Raspberry Lemon Marmalade
Country Extra
I like to be creative with my cooking. This recipe is a result of combining two family favorites. It's great on toast and biscuits or as a glaze on cheesecake.
SERVINGS: 64
CATEGORY: Condiment

METHOD: Water Bath
TIME: Prep: 70 min. Process: 10 min. + standing
Ingredients:
- 4 medium lemons
- 1-1/4 cups water
- 1/8 teaspoon baking soda
- 1 cinnamon stick
- 3 cups crushed fresh or frozen raspberries (about 4 pints)
- 7 cups sugar
- 1 pouch (3 ounces) liquid fruit pectin
Directions:
Grate peel from lemons and place in a medium saucepan.
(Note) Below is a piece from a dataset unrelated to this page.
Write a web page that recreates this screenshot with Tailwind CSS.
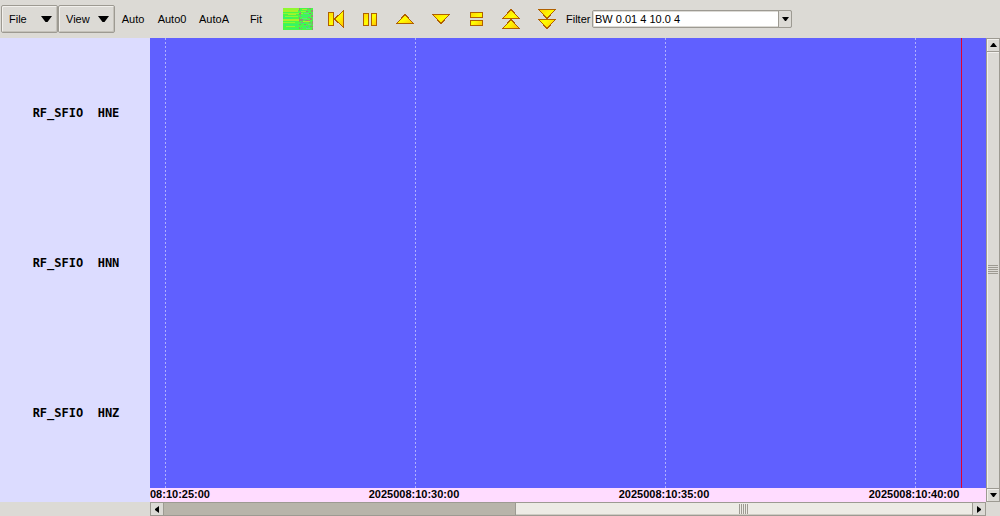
<!DOCTYPE html>
<html lang="en">
<head>
<meta charset="utf-8">
<meta name="viewport" content="width=device-width, initial-scale=1">
<title>Waveform viewer</title>
<script src="https://cdn.jsdelivr.net/npm/@tailwindcss/browser@4"></script>
</head>
<body class="flex h-screen flex-col overflow-hidden bg-[#dcdad5] font-['Liberation_Sans',sans-serif] text-[11px] leading-4 text-black">
<svg class="absolute size-0" aria-hidden="true">
  <defs>
    <linearGradient id="gold" x1="0" y1="0" x2="1" y2="1"><stop offset="0" stop-color="#ffd000"/><stop offset=".5" stop-color="#ffff00"/><stop offset="1" stop-color="#ffc000"/></linearGradient>
  </defs>
</svg>
<header class="flex h-[38px] shrink-0 items-center pl-px">
  <button class="flex h-7 w-[57px] items-center justify-between rounded-xs border border-[#9d9a92] pr-[5px] pl-[7px] shadow-[inset_1px_1px_0_#f2f0ec,inset_-1px_-1px_0_#c4c1b9]">File<svg class="h-[6px] w-[11px]" viewBox="0 0 11 6"><path d="M0 0h11L6.500 6h-2z"/></svg></button>
  <button class="flex h-7 w-[57px] items-center justify-between rounded-xs border border-[#9d9a92] pr-[5px] pl-[7px] shadow-[inset_1px_1px_0_#f2f0ec,inset_-1px_-1px_0_#c4c1b9]">View<svg class="h-[6px] w-[11px]" viewBox="0 0 11 6"><path d="M0 0h11L6.500 6h-2z"/></svg></button>
  <button class="w-9">Auto</button>
  <button class="w-[42px]">Auto0</button>
  <button class="w-[42px]">AutoA</button>
  <button class="w-[42px]">Fit</button>
  <button class="ml-1.5 w-[30px]" aria-label="Spectrogram">
    <svg class="h-[22px] w-[30px]" viewBox="0 0 30 22" shape-rendering="crispEdges">
      <path fill="#48f848" d="M0 0h30v22H0z"/>
      <path fill="#90f830" d="M0 0h17v2H0zM0 5h20v1H0zM2 8h13v1H2zM0 14h12v1H0zM18 3h6v1h-6zM3 18h9v1H3z"/>
      <path fill="#a8f028" d="M0 2h15v2H0zM0 11h18v2H0zM5 6h8v1H5zM19 1h6v1h-6zM20 13h7v1h-7z"/>
      <path fill="#38f468" d="M0 9h9v2H0zM1 16h14v2H1zM18 7h9v2h-9zM20 18h6v2h-6zM17 15h6v1h-6zM4 20h12v1H4z"/>
      <path fill="#60d890" d="M21 5h5v1h-5zM19 10h5v1h-5zM25 16h3v1h-3zM23 20h4v1h-4z"/>
      <path fill="#8a9a70" d="M16 0h1v3h-1zM16 5h2v2h-2zM16 9h1v5h-1zM17 11h3v2h-3zM16 16h2v1h-2zM16 19h1v2h-1zM22 12h3v1h-3zM26 0h2v1h-2zM28 2h2v2h-2zM26 5h2v1h-2zM28 7h2v2h-2zM27 10h2v2h-2zM29 13h1v3h-1zM26 14h2v1h-2zM27 18h3v1h-3zM29 20h1v2h-1zM23 3h2v1h-2zM21 16h2v1h-2z"/>
      <path fill="#a08890" d="M17 4h1v1h-1zM17 8h1v1h-1zM18 14h2v1h-2zM24 1h1v1h-1zM28 5h1v1h-1zM25 9h2v1h-2zM25 12h2v1h-2zM28 16h1v1h-1zM24 18h1v1h-1zM18 20h1v1h-1z"/>
    </svg>
  </button>
  <div class="ml-1.5 flex [&_path]:fill-[url(#gold)] [&_path]:stroke-[#b06000]">
    <button aria-label="Go to start"><svg class="h-6 w-[35px]" viewBox="0 0 35 24" shape-rendering="crispEdges"><path d="M9.500 5.500h5v13h-5zM24.500 3.500v17L15.500 12z"/></svg></button>
    <button aria-label="Pause"><svg class="h-6 w-[35px]" viewBox="0 0 35 24" shape-rendering="crispEdges"><path d="M9.500 6.500h5v12h-5zM17.500 6.500h5v12h-5z"/></svg></button>
    <button aria-label="Scale up"><svg class="h-6 w-[35px]" viewBox="0 0 35 24" shape-rendering="crispEdges"><path d="M7.500 16.500h17L16 7.500z"/></svg></button>
    <button aria-label="Scale down"><svg class="h-6 w-[35px]" viewBox="0 0 35 24" shape-rendering="crispEdges"><path d="M8.500 7.500h17L17 16.500z"/></svg></button>
    <button aria-label="Equal scale"><svg class="h-6 w-[35px]" viewBox="0 0 35 24" shape-rendering="crispEdges"><path d="M11.500 5.500h12v5h-12zM11.500 13.500h12v5h-12z"/></svg></button>
    <button aria-label="Scale up fast"><svg class="h-6 w-[35px]" viewBox="0 0 35 24" shape-rendering="crispEdges"><path d="M8.500 11.500h17L17 2.500zM8.500 21.500h17L17 12.500z"/></svg></button>
    <button aria-label="Scale down fast"><svg class="h-6 w-[35px]" viewBox="0 0 35 24" shape-rendering="crispEdges"><path d="M9.500 2.500h17L18 11.500zM9.500 12.500h17L18 21.500z"/></svg></button>
  </div>
  <label for="filter" class="ml-0.5 w-[26px]">Filter</label>
  <div class="relative h-[18px] w-[200px]">
    <select id="filter" class="block h-full w-full appearance-none rounded-xs border border-[#9d9a92] bg-white pl-0.5 leading-4 shadow-[inset_0_0_0_1px_#dcdad5]"><option>BW 0.01 4 10.0 4</option></select>
    <span class="pointer-events-none absolute inset-y-0 right-0 flex w-[14px] items-center justify-center rounded-r-xs border border-[#9d9a92] bg-[#dcdad5]"><svg class="h-1 w-[7px]" viewBox="0 0 7 4"><path d="M0 0h7L4 4H3z"/></svg></span>
  </div>
</header>
<main class="flex min-h-0 flex-1">
  <div class="flex w-[150px] shrink-0 flex-col">
    <div class="flex min-h-0 flex-1 flex-col bg-[#dcdcff] pb-[14px] text-center font-['DejaVu_Sans_Mono',monospace] text-xs font-bold whitespace-pre">
      <div class="flex flex-1 items-center justify-center pl-0.5">RF_SFIO  HNE</div>
      <div class="flex flex-1 items-center justify-center pl-0.5">RF_SFIO  HNN</div>
      <div class="flex flex-1 items-center justify-center pl-0.5">RF_SFIO  HNZ</div>
    </div>
    <div class="h-[14px]"></div>
  </div>
  <div class="flex min-w-0 flex-1 flex-col">
    <div class="flex min-h-0 flex-1 overflow-hidden bg-[#6060ff] pl-[15px]">
      <div class="w-[250px] shrink-0"><div class="h-full w-px bg-[repeating-linear-gradient(to_bottom,#b0b0ff_0_2px,transparent_2px_4px)]"></div></div>
      <div class="w-[250px] shrink-0"><div class="h-full w-px bg-[repeating-linear-gradient(to_bottom,#b0b0ff_0_2px,transparent_2px_4px)]"></div></div>
      <div class="w-[250px] shrink-0"><div class="h-full w-px bg-[repeating-linear-gradient(to_bottom,#b0b0ff_0_2px,transparent_2px_4px)]"></div></div>
      <div class="flex w-[250px] shrink-0 gap-[45px]"><div class="h-full w-px bg-[repeating-linear-gradient(to_bottom,#b0b0ff_0_2px,transparent_2px_4px)]"></div><div class="h-full w-px bg-[#e00030]"></div></div>
    </div>
    <div class="flex h-[14px] shrink-0 overflow-hidden bg-[#ffdcff] text-center font-bold leading-[13px]">
      <div class="w-[139px] shrink-0 text-left">08:10:25:00</div>
      <div class="w-[250px] shrink-0">2025008:10:30:00</div>
      <div class="w-[250px] shrink-0">2025008:10:35:00</div>
      <div class="w-[250px] shrink-0">2025008:10:40:00</div>
    </div>
    <div class="flex h-[14px] shrink-0 border-y border-[#9d9a92] bg-[#b8b4aa]">
      <button aria-label="Scroll left" class="flex w-[14px] items-center justify-center border-x border-[#9d9a92] bg-[#dcdad5]"><svg class="h-[7px] w-1" viewBox="0 0 4 7"><path d="M4 0v7L0 4V3z"/></svg></button>
      <div class="flex-[351]"></div>
      <div class="flex flex-[457] items-center justify-center border-l border-[#9d9a92] bg-[#edebe5] shadow-[inset_0_-1px_0_#cfccc4]"><span class="h-[10px] w-[10px] bg-[repeating-linear-gradient(to_right,#9d9a92_0_1px,transparent_1px_2px)]"></span></div>
      <button aria-label="Scroll right" class="flex w-[14px] items-center justify-center border-x border-[#9d9a92] bg-[#dcdad5]"><svg class="h-[7px] w-1" viewBox="0 0 4 7"><path d="M0 0v7L4 4V3z"/></svg></button>
    </div>
  </div>
  <div class="mb-[14px] flex w-[14px] shrink-0 flex-col border-x border-[#9d9a92]">
    <button aria-label="Scroll up" class="flex h-[14px] items-center justify-center border-y border-[#9d9a92] shadow-[inset_1px_1px_0_#f2f0ec]"><svg class="h-1 w-[7px]" viewBox="0 0 7 4"><path d="M0 4h7L4 0H3z"/></svg></button>
    <div class="flex flex-1 items-center justify-center shadow-[inset_1px_1px_0_#f2f0ec]"><span class="h-[10px] w-[10px] bg-[repeating-linear-gradient(to_bottom,#9d9a92_0_1px,transparent_1px_2px)]"></span></div>
    <button aria-label="Scroll down" class="flex h-[14px] items-center justify-center border-y border-[#9d9a92] shadow-[inset_1px_1px_0_#f2f0ec]"><svg class="h-1 w-[7px]" viewBox="0 0 7 4"><path d="M0 0h7L4 4H3z"/></svg></button>
  </div>
</main>
</body>
</html>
Trim white pith from lemons and discard. Cut lemons in half and remove the seeds. Chop pulp; set aside. Add water, baking soda and cinnamon to saucepan; bring to boil. Reduce heat; cover and simmer for 20 minutes. Add lemon pulp; return to a boil. Reduce heat; simmer, uncovered, for 10 minutes. Remove cinnamon. In a large kettle, combine the raspberries, sugar and lemon mixture; bring to a full rolling boil, stirring constantly. Boil for 2 minutes. Quickly stir in pectin; return to a bull rolling boil. Boil for 1 minute, stirring constantly. Remove from the heat; skim off any foam. Pour hot into hot jars, leaving 1/4-in. headspace. Adjust caps. Process for 10 minutes in a boiling water bath. Yield: 8 half-pints.